= John Du Plessis Langrishe =

Lt Col John Du Plessis Langrishe FRSE DSO (11 September 1883 – 28 February 1947) was a British physician, soldier and landowner. As a trained physician he was a specialist in public health.

==Life==

He was born on 11 September 1883 to Amitia (“Amelia”) Sneade Brown and Richard Langrishe (1834-1922). He was the great-great-grandson of Baronet Hercules Langrishe. He studied medicine at Trinity College Dublin and graduated MA MBChB around 1905.

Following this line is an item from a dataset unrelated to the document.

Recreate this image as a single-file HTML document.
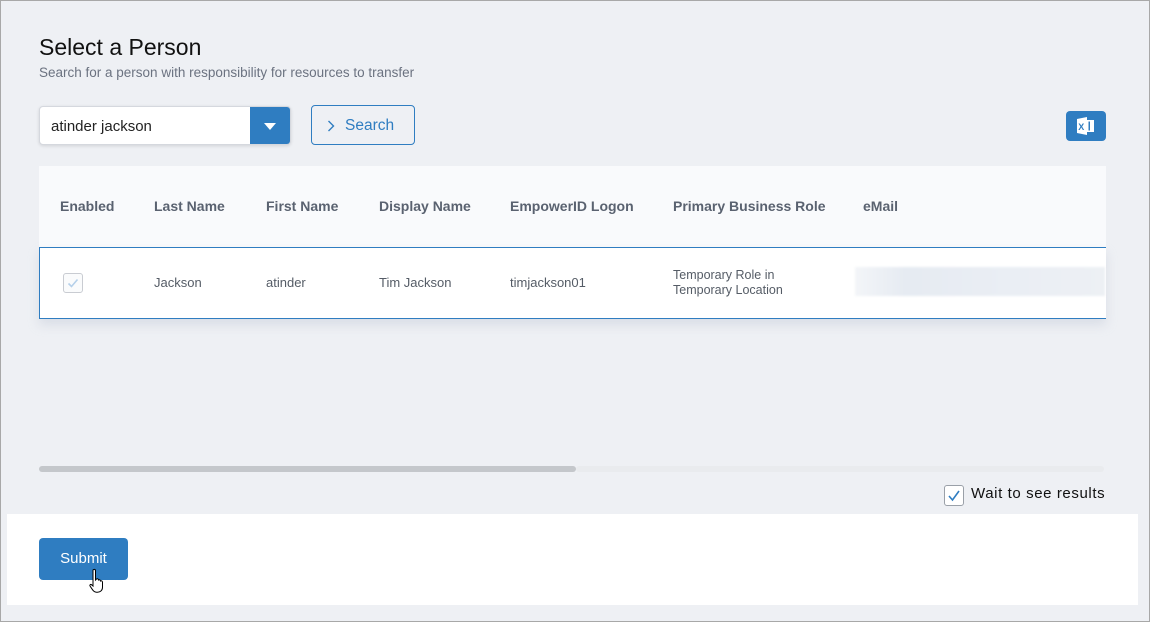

In the First World War he served with distinction in the Royal Army Medical Corps, winning the Distinguished Service Order in 1918. After the war he remained in the RAMC and lectured in Tropical Hygiene and Public Health at the University of Edinburgh and served as Chairman of the Edinburgh University Joint Recruiting Board. In 1931 he was elected a Fellow of the Royal Society of Edinburgh. His proposers were Francis Albert Eley Crew, James Hartley Ashworth, Percy Samuel Lelean and Thomas Jones Mackie.

He died on 28 February 1947.

==Family==

On 6 June 1914 he married Helen Dorothy Collins. They had three children, Philip John Duppa Langrishe, Dorothy Pratt Langrishe and Hugh Richard Langrishe.